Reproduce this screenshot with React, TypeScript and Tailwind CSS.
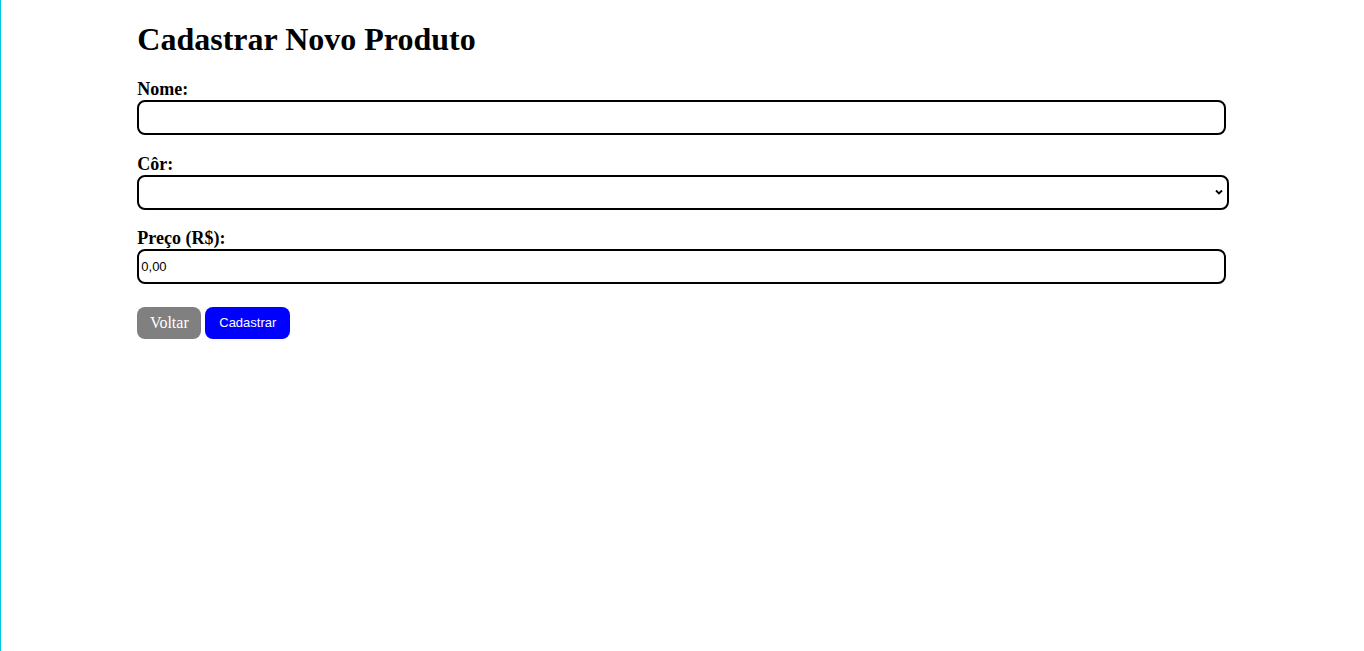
export default function App() {
  return (
    <div className="min-h-[651px] border-l border-[#00c8e0] bg-white font-['Liberation_Serif',serif] text-black">
      <div className="mx-auto w-[80%] pt-[21px]">
        <h1 className="text-[32px] font-bold leading-[37px]">Cadastrar Novo Produto</h1>
        <form className="mt-[21px]" onSubmit={(e) => e.preventDefault()}>
          <div className="mb-[19px]">
            <label className="block text-[18px] font-bold leading-[21px]">Nome:</label>
            <input
              type="text"
              className="block h-[35px] w-[1089px] rounded-[8px] border-2 border-black px-[2px] font-['Liberation_Sans',sans-serif] text-[13px] outline-none"
            />
          </div>
          <div className="mb-[18px]">
            <label className="block text-[18px] font-bold leading-[21px]">Côr:</label>
            <div className="relative h-[35px] w-[1092px] rounded-[8px] border-2 border-black">
              <select className="h-full w-full appearance-none bg-transparent outline-none" />
              <svg
                className="pointer-events-none absolute right-[4px] top-[12px]"
                width="8"
                height="6"
                viewBox="0 0 8 6"
                fill="none"
              >
                <path d="M1 1.5 L4 4.5 L7 1.5" stroke="black" strokeWidth="1.8" />
              </svg>
            </div>
          </div>
          <div className="mb-[23px]">
            <label className="block text-[18px] font-bold leading-[21px]">Preço (R$):</label>
            <input
              type="text"
              defaultValue="0,00"
              className="block h-[35px] w-[1089px] rounded-[8px] border-2 border-black px-[2px] font-['Liberation_Sans',sans-serif] text-[13px] outline-none"
            />
          </div>
          <div className="flex gap-[4px]">
            <button
              type="button"
              className="h-[32px] w-[64px] rounded-[8px] bg-[#808080] text-[16px] text-white"
            >
              Voltar
            </button>
            <button
              type="submit"
              className="h-[32px] w-[85px] rounded-[8px] bg-[#0000ff] font-['Liberation_Sans',sans-serif] text-[13px] text-white"
            >
              Cadastrar
            </button>
          </div>
        </form>
      </div>
    </div>
  );
}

Your task:
Output a faithful copy of the data, with each picture left out.

Completed exercise:
Reproduce this screenshot with React, TypeScript and Tailwind CSS.
export default function App() {
  return (
    <div className="min-h-[651px] border-l border-[#00c8e0] bg-white font-['Liberation_Serif',serif] text-black">
      <div className="mx-auto w-[80%] pt-[21px]">
        <h1 className="text-[32px] font-bold leading-[37px]">Cadastrar Novo Produto</h1>
        <form className="mt-[21px]" onSubmit={(e) => e.preventDefault()}>
          <div className="mb-[19px]">
            <label className="block text-[18px] font-bold leading-[21px]">Nome:</label>
            <input
              type="text"
              className="block h-[35px] w-[1089px] rounded-[8px] border-2 border-black px-[2px] font-['Liberation_Sans',sans-serif] text-[13px] outline-none"
            />
          </div>
          <div className="mb-[18px]">
            <label className="block text-[18px] font-bold leading-[21px]">Côr:</label>
            <div className="relative h-[35px] w-[1092px] rounded-[8px] border-2 border-black">
              <select className="h-full w-full appearance-none bg-transparent outline-none" />
              <svg
                className="pointer-events-none absolute right-[4px] top-[12px]"
                width="8"
                height="6"
                viewBox="0 0 8 6"
                fill="none"
              >
                <path d="M1 1.5 L4 4.5 L7 1.5" stroke="black" strokeWidth="1.8" />
              </svg>
            </div>
          </div>
          <div className="mb-[23px]">
            <label className="block text-[18px] font-bold leading-[21px]">Preço (R$):</label>
            <input
              type="text"
              defaultValue="0,00"
              className="block h-[35px] w-[1089px] rounded-[8px] border-2 border-black px-[2px] font-['Liberation_Sans',sans-serif] text-[13px] outline-none"
            />
          </div>
          <div className="flex gap-[4px]">
            <button
              type="button"
              className="h-[32px] w-[64px] rounded-[8px] bg-[#808080] text-[16px] text-white"
            >
              Voltar
            </button>
            <button
              type="submit"
              className="h-[32px] w-[85px] rounded-[8px] bg-[#0000ff] font-['Liberation_Sans',sans-serif] text-[13px] text-white"
            >
              Cadastrar
            </button>
          </div>
        </form>
      </div>
    </div>
  );
}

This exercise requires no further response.